LAS VEGAS — The basic facts of a September 2007
hotel room confrontation here are not in dispute, so opening arguments
on Monday in the criminal trial of O. J. Simpson boiled down to
the prosecution and the defense debating whether Mr. Simpson aimed
to steal valuable sports memorabilia or to recover personal keepsakes.
A Clark County assistant district attorney, Christopher Owens,
and one of Mr. Simpson’s lawyers, Yale Galanter, pointed to
different excerpts from hours of audio recordings made by various
participants in the hotel room encounter to support their claims,
making it clear the jury would be asked to decide what the recordings
say about Mr. Simpson’s intent.
Mr. Simpson, 61, is charged with kidnapping and armed robbery.
The charges stem from a confrontation in which he and five men
raided a room in the Palace Station Hotel and Casino and left
with hundreds of items largely related to Mr. Simpson’s football
career. The material had been in the possession of two collectibles
dealers, Alfred Beardsley and Bruce L. Fromong.
The dealers have insisted that the items were theirs and that
they were expecting a meeting with a legitimate buyer when Mr.
Simpson’s group burst in.
Four of the five men reached plea agreements and are expected
to testify for the prosecution. The fifth, Clarence Stewart,
is being tried with Mr. Simpson. Mr. Stewart’s lawyer, Robert
Lucherini, used his opening statement to portray his client
as a friend of Mr. Simpson who was unwittingly swept up in a
legal and news media maelstrom and “just wants his life back.”
On one piece of the audio recordings Mr. Owens played, Mr.
Simpson is heard telling another collectibles dealer, Thomas
Riccio, a four-time convicted felon who set up the hotel room
confrontation: “So they’re going to meet tonight, I’m going
to show up with a bunch of boys and” and take back the items.
He added, “They can’t do nothing about it.”
Such moments, Mr.
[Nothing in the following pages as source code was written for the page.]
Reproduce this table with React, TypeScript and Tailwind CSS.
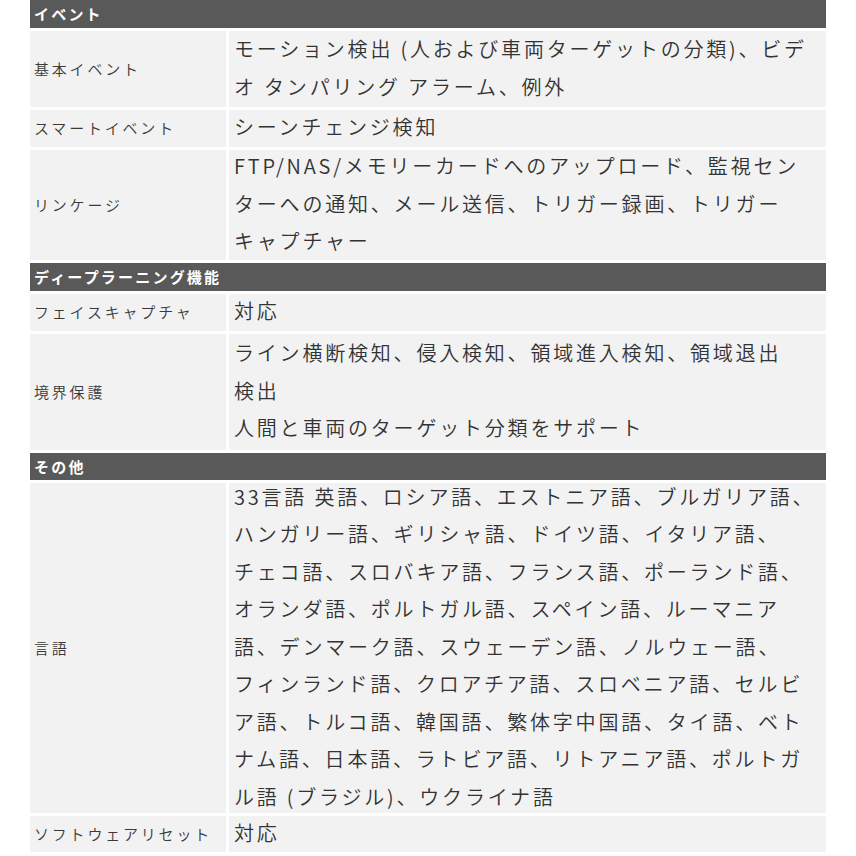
import React from "react";

type Row = { label: string; lines: string[]; h: string };
type Section = { title: string; h: string; rows: Row[] };

const sections: Section[] = [
  {
    title: "イベント",
    h: "h-[28px] leading-[28px]",
    rows: [
      {
        label: "基本イベント",
        h: "h-[76px]",
        lines: ["モーション検出 (人および車両ターゲットの分類)、ビデ", "オ タンパリング アラーム、例外"],
      },
      { label: "スマートイベント", h: "h-[37px]", lines: ["シーンチェンジ検知"] },
      {
        label: "リンケージ",
        h: "h-[110px]",
        lines: [
          "FTP/NAS/メモリーカードへのアップロード、監視セン",
          "ターへの通知、メール送信、トリガー録画、トリガー",
          "キャプチャー",
        ],
      },
    ],
  },
  {
    title: "ディープラーニング機能",
    h: "h-[28px] leading-[28px]",
    rows: [
      { label: "フェイスキャプチャ", h: "h-[37px]", lines: ["対応"] },
      {
        label: "境界保護",
        h: "h-[116px]",
        lines: [
          "ライン横断検知、侵入検知、領域進入検知、領域退出",
          "検出",
          "人間と車両のターゲット分類をサポート",
        ],
      },
    ],
  },
  {
    title: "その他",
    h: "h-[27px] leading-[27px]",
    rows: [
      {
        label: "言語",
        h: "h-[330px]",
        lines: [
          "33言語 英語、ロシア語、エストニア語、ブルガリア語、",
          "ハンガリー語、ギリシャ語、ドイツ語、イタリア語、",
          "チェコ語、スロバキア語、フランス語、ポーランド語、",
          "オランダ語、ポルトガル語、スペイン語、ルーマニア",
          "語、デンマーク語、スウェーデン語、ノルウェー語、",
          "フィンランド語、クロアチア語、スロベニア語、セルビ",
          "ア語、トルコ語、韓国語、繁体字中国語、タイ語、ベト",
          "ナム語、日本語、ラトビア語、リトアニア語、ポルトガ",
          "ル語 (ブラジル)、ウクライナ語",
        ],
      },
      { label: "ソフトウェアリセット", h: "h-[36px]", lines: ["対応"] },
    ],
  },
];

export default function App() {
  return (
    <div
      className="w-[856px] h-[856px] bg-white overflow-hidden"
      style={{ fontFamily: '"Noto Sans CJK JP", "Noto Sans", sans-serif' }}
    >
      <div className="ml-[30px] w-[796px] grid grid-cols-[196px_597px] gap-[3px] text-[#333333]">
        {sections.map((s) => (
          <React.Fragment key={s.title}>
            <div
              className={`col-span-2 bg-[#595959] text-white font-bold text-[15px] pl-[4px] tracking-[2.2px] whitespace-nowrap ${s.h}`}
            >
              {s.title}
            </div>
            {s.rows.map((r) => (
              <React.Fragment key={r.label}>
                <div className="bg-[#f2f2f2] flex items-center pl-[4px] text-[15px] font-[350] tracking-[2.8px] whitespace-nowrap text-[#3a3a3a]">
                  {r.label}
                </div>
                <div
                  className={`bg-[#f2f2f2] pl-[5px] pb-[3px] flex flex-col justify-center text-[20px] font-[350] leading-[37.5px] tracking-[2.8px] ${r.h}`}
                >
                  {r.lines.map((l, i) => (
                    <div key={i} className="whitespace-nowrap">
                      {l}
                    </div>
                  ))}
                </div>
              </React.Fragment>
            ))}
          </React.Fragment>
        ))}
      </div>
    </div>
  );
}
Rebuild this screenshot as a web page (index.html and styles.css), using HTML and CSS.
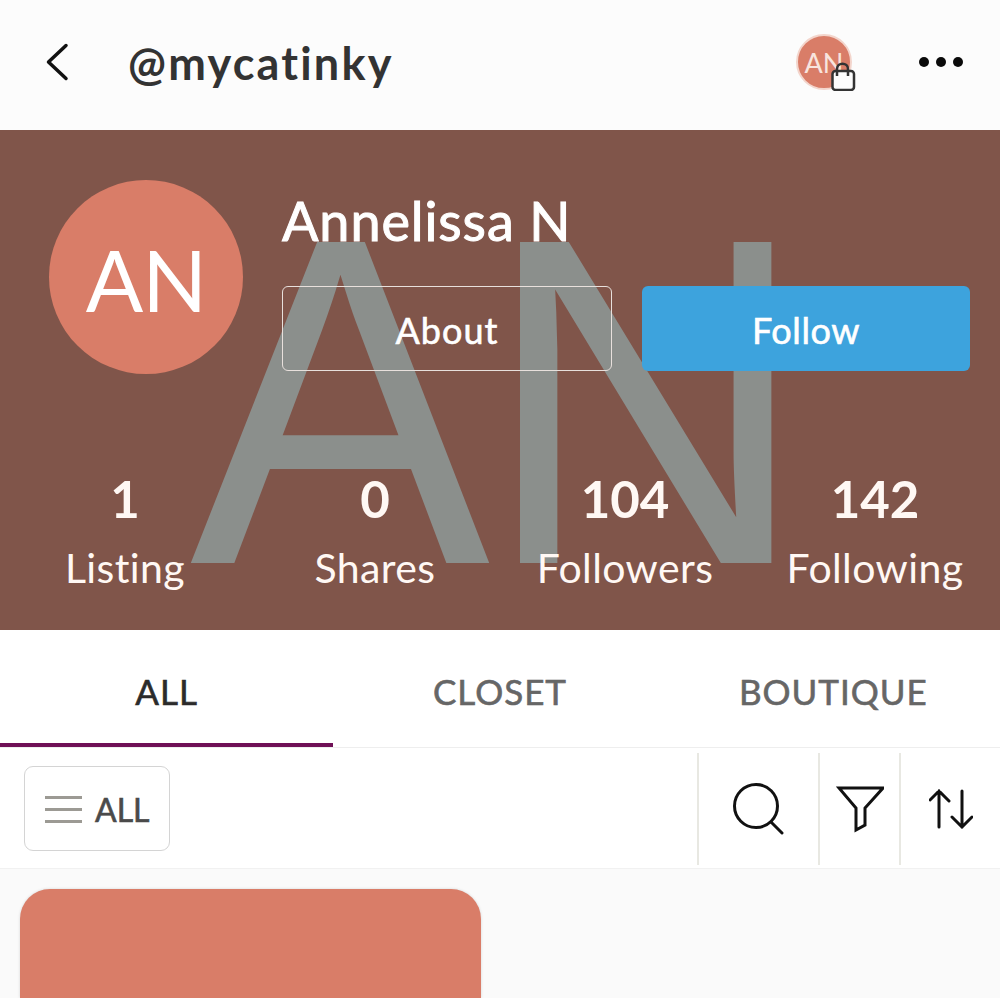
FILE: index.html
```html
<!DOCTYPE html>
<html>

<head>
  <link rel="stylesheet" href="styles.css">
</head>

<body>
  <header class="top-bar">
    <svg class="back-icon" width="24" height="40" viewBox="0 0 24 40">
      <path d="M20 3.5 L2.5 20 L20 36.5" />
    </svg>
    <div class="handle">@mycatinky</div>
    <div class="top-avatar">
      AN
      <svg class="bag-icon" width="28" height="30" viewBox="0 0 28 30">
        <rect x="3.5" y="10" width="21.5" height="19" rx="3" />
        <path d="M8 15 V8 C8 1 19 1 19 8 V15" />
      </svg>
    </div>
    <div class="dots"><span></span><span></span><span></span></div>
  </header>

  <section class="profile">
    <div class="watermark">AN</div>
    <div class="profile-top">
      <div class="avatar">AN</div>
      <div class="profile-main">
        <h1>Annelissa N</h1>
        <div class="actions">
          <button class="btn btn-about">About</button>
          <button class="btn btn-follow">Follow</button>
        </div>
      </div>
    </div>
    <div class="stats">
      <div class="stat"><b>1</b><span>Listing</span></div>
      <div class="stat"><b>0</b><span>Shares</span></div>
      <div class="stat"><b>104</b><span>Followers</span></div>
      <div class="stat"><b>142</b><span>Following</span></div>
    </div>
  </section>

  <nav class="tabs">
    <div class="tab active">ALL</div>
    <div class="tab">CLOSET</div>
    <div class="tab">BOUTIQUE</div>
  </nav>

  <div class="toolbar">
    <button class="all-btn">
      <span class="bars"><i></i><i></i><i></i></span>
      ALL
    </button>
    <div class="tools">
      <div class="tool tool-search">
        <svg width="52" height="52" viewBox="0 0 52 52">
          <circle cx="23" cy="23" r="21.5" />
          <path d="M38 39 L49 50" />
        </svg>
      </div>
      <div class="tool tool-filter">
        <svg width="48" height="48" viewBox="0 0 48 48">
          <path d="M3 3 H47 L29 23 V40 L20 45 V23 Z" />
        </svg>
      </div>
      <div class="tool tool-sort">
        <svg width="44" height="40" viewBox="0 0 44 40">
          <path d="M10 38 V2 M1 11 L10 2 L20 12" />
          <path d="M33 2 V38 M23 28 L33 38 L43 28" />
        </svg>
      </div>
    </div>
  </div>

  <main class="listing-area">
    <div class="listing-card"></div>
  </main>
</body>

</html>
```

FILE: styles.css
```css
* {
  box-sizing: border-box;
}

html,
body {
  height: 100%;
}

body {
  margin: 0;
  overflow: hidden;
  background: #fafafa;
  font-family: Lato, 'Open Sans', sans-serif;
}

.top-bar {
  display: flex;
  align-items: center;
  height: 130px;
  background: #fcfcfc;
  padding-left: 46px;
}

.back-icon {
  margin-top: -6px;
}

.back-icon path {
  fill: none;
  stroke: #111;
  stroke-width: 3.5;
  stroke-linecap: round;
  stroke-linejoin: round;
}

.handle {
  margin-left: 58px;
  margin-top: -4px;
  font-size: 45px;
  font-weight: 700;
  letter-spacing: 2.2px;
  color: #333;
}

.top-avatar {
  position: relative;
  display: flex;
  align-items: center;
  justify-content: center;
  width: 56px;
  height: 56px;
  margin-left: auto;
  margin-top: -6px;
  border-radius: 50%;
  background: #d97d68;
  border: 2px solid #f3d5cc;
  color: #f8e4de;
  font-size: 27px;
}

.bag-icon {
  position: absolute;
  right: -7px;
  bottom: -3px;
}

.bag-icon rect {
  fill: #fcfcfc;
  stroke: #333;
  stroke-width: 2.5;
}

.bag-icon path {
  fill: none;
  stroke: #333;
  stroke-width: 2.5;
}

.dots {
  display: flex;
  gap: 7px;
  margin-left: 67px;
  margin-right: 37px;
  margin-top: -6px;
}

.dots span {
  width: 10px;
  height: 10px;
  border-radius: 50%;
  background: #0a0a0a;
}

.profile {
  position: relative;
  height: 500px;
  overflow: hidden;
  background: #80554a;
  color: #fff;
}

.watermark {
  position: absolute;
  top: 27px;
  left: -9px;
  right: 0;
  height: 470px;
  text-align: center;
  font-family: 'Liberation Sans', Arial, sans-serif;
  font-size: 450px;
  letter-spacing: -7px;
  line-height: 500px;
  color: #8b8f8c;
  white-space: nowrap;
  filter: blur(0.7px);
  transform: scaleY(1.037);
  transform-origin: 50% 406px;
}

.profile-top {
  position: relative;
  display: flex;
  padding: 50px 30px 0 49px;
}

.avatar {
  display: flex;
  align-items: center;
  justify-content: center;
  width: 194px;
  height: 194px;
  padding-top: 4px;
  border-radius: 50%;
  background: #d97d68;
  font-size: 85px;
  letter-spacing: -1px;
  color: #fff;
}

.profile-main {
  flex: 1;
  margin-left: 39px;
}

h1 {
  margin: 10px 0 0;
  font-size: 54px;
  line-height: 62px;
  font-weight: 400;
  letter-spacing: 0.9px;
  -webkit-text-stroke: 1px #fff;
  color: #fff;
}

.actions {
  display: flex;
  gap: 30px;
  margin-top: 34px;
}

.btn {
  flex: 1;
  height: 85px;
  padding-top: 3px;
  border-radius: 6px;
  font-family: inherit;
  font-size: 36px;
  font-weight: 400;
  letter-spacing: 1px;
  -webkit-text-stroke: 0.6px #fff;
  color: #fff;
}

.btn-about {
  background: transparent;
  border: 1px solid #e8e0dc;
}

.btn-follow {
  background: #3da3dd;
  border: 0;
  letter-spacing: 0.6px;
}

.stats {
  position: relative;
  display: grid;
  grid-template-columns: repeat(4, 1fr);
  margin-top: 94px;
}

.stat {
  display: flex;
  flex-direction: column;
  align-items: center;
  color: #fff8f4;
}

.stat b {
  font-size: 51px;
  line-height: 62px;
}

.stat span {
  margin-top: 13px;
  font-size: 41px;
  line-height: 50px;
  letter-spacing: 0.4px;
  white-space: nowrap;
}

.tabs {
  display: flex;
  height: 118px;
  background: #fff;
  border-bottom: 1px solid #eeeeee;
}

.tab {
  flex: 1;
  padding-top: 39px;
  text-align: center;
  font-size: 35px;
  font-weight: 400;
  line-height: 44px;
  letter-spacing: 1px;
  -webkit-text-stroke: 0.6px #666;
  color: #666;
}

.tab.active {
  color: #2b2b2b;
  -webkit-text-stroke: 0.6px #2b2b2b;
  border-bottom: 4px solid #6f1056;
}

.toolbar {
  display: flex;
  align-items: center;
  justify-content: space-between;
  height: 121px;
  padding: 0 0 0 24px;
  background: #fff;
  border-bottom: 1px solid #f1f1f1;
}

.all-btn {
  display: flex;
  align-items: center;
  gap: 13px;
  width: 146px;
  height: 85px;
  padding: 2px 0 0 20px;
  background: #fff;
  border: 1px solid #d4d4d4;
  border-radius: 9px;
  font-family: inherit;
  font-size: 32px;
  font-weight: 400;
  -webkit-text-stroke: 0.6px #4a4a4a;
  color: #4a4a4a;
}

.bars {
  display: flex;
  flex-direction: column;
  gap: 9px;
}

.bars i {
  display: block;
  width: 37px;
  height: 3px;
  background: #9c9a94;
}

.tools {
  display: flex;
  height: 112px;
  margin-top: 1px;
}

.tool {
  display: flex;
  align-items: center;
  justify-content: center;
  border-left: 2px solid #e8e8e2;
}

.tool-search {
  width: 121px;
}

.tool-filter {
  width: 81px;
}

.tool-sort {
  width: 101px;
}

.tool svg * {
  fill: none;
  stroke: #111;
  stroke-width: 3;
  stroke-linecap: round;
  stroke-linejoin: miter;
}

.listing-area {
  padding: 20px 0 0 20px;
}

.listing-card {
  width: 461px;
  height: 109px;
  border-radius: 30px 30px 0 0;
  background: #d97d68;
  box-shadow: 0 0 3px rgba(0, 0, 0, 0.15);
}
```
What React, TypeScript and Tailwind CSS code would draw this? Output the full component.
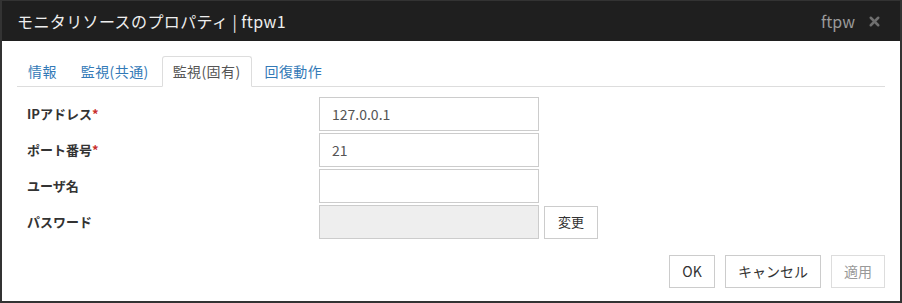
import { X } from "lucide-react"

const font = { fontFamily: '"Noto Sans CJK JP", "Noto Sans", sans-serif' }

interface Field {
  label: string
  required?: boolean
  value?: string
  disabled?: boolean
  action?: string
}

const fields: Field[] = [
  { label: "IPアドレス", required: true, value: "127.0.0.1" },
  { label: "ポート番号", required: true, value: "21" },
  { label: "ユーザ名", value: "" },
  { label: "パスワード", disabled: true, action: "変更" },
]

const tabs = ["情報", "監視(共通)", "監視(固有)", "回復動作"]

export default function App() {
  return (
    <div className="w-[902px] h-[303px] bg-white border-x-2 border-b-2 border-t border-[#333] flex flex-col" style={font}>
      <div className="h-[40px] bg-[#1f1f1f] flex items-center justify-between pl-[15px] pr-[18px]">
        <span className="text-[16px] text-[#eeeeee] leading-none tracking-[0.4px]">モニタリソースのプロパティ | ftpw1</span>
        <div className="flex items-center gap-[12px]">
          <span className="text-[16px] text-[#9a9a9a] leading-none">ftpw</span>
          <X className="w-[15px] h-[15px] text-[#6f6f6f]" strokeWidth={4} />
        </div>
      </div>

      <div className="flex-1 px-[15px] pt-[15px] flex flex-col">
        <div className="flex gap-[2px] border-b border-[#dddddd] h-[31px]">
          {tabs.map((t, i) => (
            <div
              key={t}
              className={
                i === 2
                  ? "px-[10px] h-[31px] flex items-center text-[14px] tracking-[0.4px] text-[#555] border border-[#dddddd] border-b-white bg-white rounded-t-[3px]"
                  : "px-[10px] h-[31px] flex items-center text-[14px] tracking-[0.4px] text-[#337ab7] border border-transparent"
              }
            >
              {t}
            </div>
          ))}
        </div>

        <div className="flex flex-col gap-[2px] mt-[10px] pl-[10px]">
          {fields.map((f) => (
            <div key={f.label} className="flex items-center h-[34px]">
              <div className="w-[292px] text-[13px] font-bold text-[#333]">
                {f.label}
                {f.required && <span className="text-[#c9302c]">*</span>}
              </div>
              <div
                className={
                  f.disabled
                    ? "w-[220px] h-[34px] border border-[#cccccc] bg-[#eeeeee]"
                    : "w-[220px] h-[34px] border border-[#cccccc] bg-white px-[12px] flex items-center text-[14px] text-[#555]"
                }
              >
                {f.value}
              </div>
              {f.action && (
                <button className="ml-[5px] w-[54px] h-[33px] border border-[#cccccc] bg-white text-[13px] text-[#333]">
                  {f.action}
                </button>
              )}
            </div>
          ))}
        </div>

        <div className="flex justify-end gap-[10px] mt-[16px]">
          <button className="w-[46px] h-[33px] border border-[#cccccc] bg-white text-[14px] text-[#333]">OK</button>
          <button className="w-[96px] h-[33px] border border-[#cccccc] bg-white text-[14px] text-[#333]">キャンセル</button>
          <button className="w-[54px] h-[33px] border border-[#dddddd] bg-white text-[14px] text-[#999]">適用</button>
        </div>
      </div>
    </div>
  )
}
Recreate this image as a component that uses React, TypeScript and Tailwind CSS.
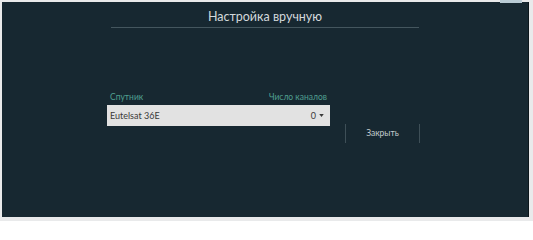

Owens told the jury, “will show the intent,
it will show the force, it will show the demands and it will
show the taking of property.” He also said, “It will show the
character of O. J. Simpson.”
Mr. Galanter countered that during the trial, expected to
take a month, jurors would hear audio excerpts that proved Mr.
Simpson thought it was appropriate for him and the men to behave
as they did because the items, including several of Mr. Simpson’s
championship game balls, had been stolen from him. Mr. Simpson
was unaware that two of the men with him carried guns and did
not see either of them brandish one, Mr. Galanter said.
“You hear him gather up these people and say, ‘Listen, I’m
going to need help carrying this all out,’ and there’s talk
of using a bellman,” Mr. Galanter said. “How many people commit
a robbery and use a bellman? Clearly these are not the actions
of someone who wants to commit a crime.”
Mr. Galanter noted that Mr. Beardsley, Mr. Fromong, Mr. Riccio
and the four men who pleaded guilty had all tried to sell interviews
or audio recordings of the events to the tabloid news media.
Their profiteering, the lawyer said, diminishes their credibility.
Hanging over the proceedings is Mr. Simpson’s much-publicized
acquittal on charges that he murdered his former wife, Nicole
Brown Simpson, and her friend Ronald Goldman in 1994. A civil
jury later found him liable for the deaths and ordered him to
pay $33.5 million to the families of the deceased.
That judgment, of which Mr. Simpson has paid little, is one
reason why the ownership of the items taken in the hotel raid
is in dispute. The prosecutor, Mr. Owens, said that if Mr. Simpson
had believed they belonged to him, he would have had to list
them on asset forms related to the civil judgment that were
filed in California in 2007. Mr. Galanter told the jury that
the items Mr. Simpson wanted from the dealers included family
photos that would not have been viewed as assets.
At one point, Mr. Galanter walked behind Mr. Simpson, placed
his hands on his client’s shoulders and told jurors: “You can
think whatever you want about his past. And you’ve all agreed
to ignore it. But what you’re going to see in this courtroom
is a case about recovering photographs, personal mementos.”